Since the decision in that case the applicable section of the Bankruptcy Act, 11 U.S.C.A. § 104, has been amended so that what was paragraph 7 thereof at that time is now paragraph 5 relating to debts entitled to priority, and what was paragraph 6 at that time is now paragraph 4 relating to taxes.
For the foregoing reasons I consider the doctrine which I adopted and followed in the Ridgecrest Development case, supra, as overruled, and direct that the order of the referee be modified so that interest and penalties accruing after bankruptcy are disallowed except as to the extent that the estate is fully solvent after the allowance of exemptions and the payment of the principal amount of all claims, and as so modified the decision of the referee is affirmed.

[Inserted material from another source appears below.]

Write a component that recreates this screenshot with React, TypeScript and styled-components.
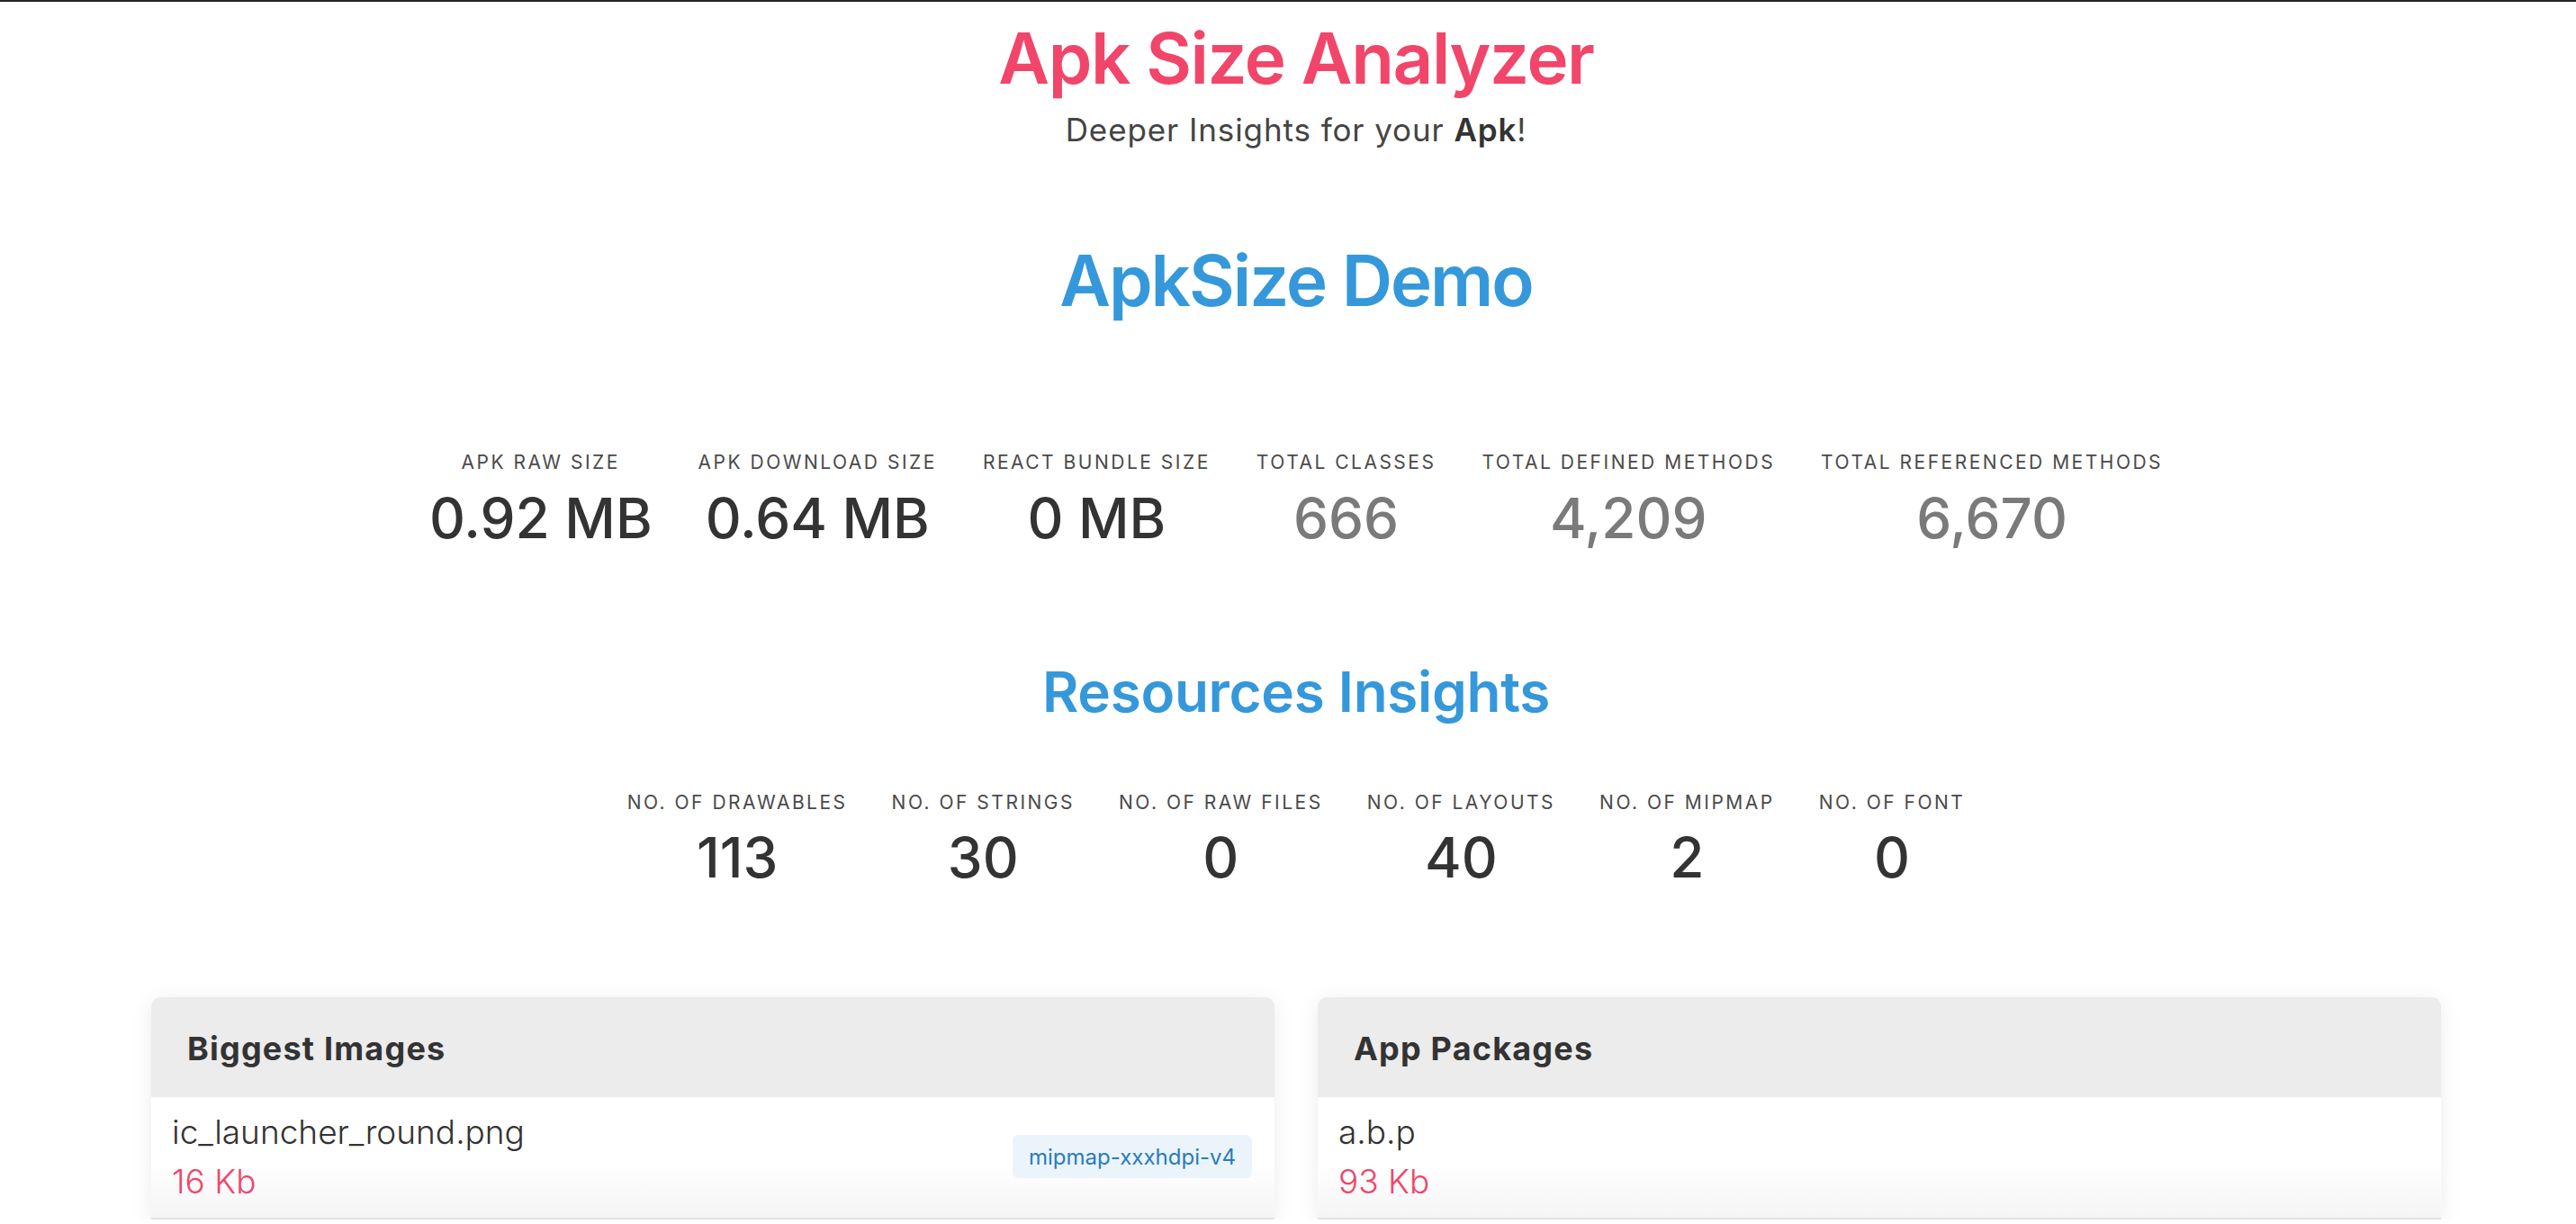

This rule seems to be in accord with rulings from the other circuits. Sword Line, Inc., v. Industrial Commissioner of New York, 2 Cir., 1954, 212 F.2d 865, at page 870; In re Industrial Machine Supply Co., D.C.W.D.Pa. 1953, 112 F. Supp. 261; Commonwealth of Massachusetts v. Thompson, 1 Cir., 1951, 190 F.2d 10, certiorari denied 342 U.S. 918, 72 S.Ct. 364, 96 L.Ed. 686.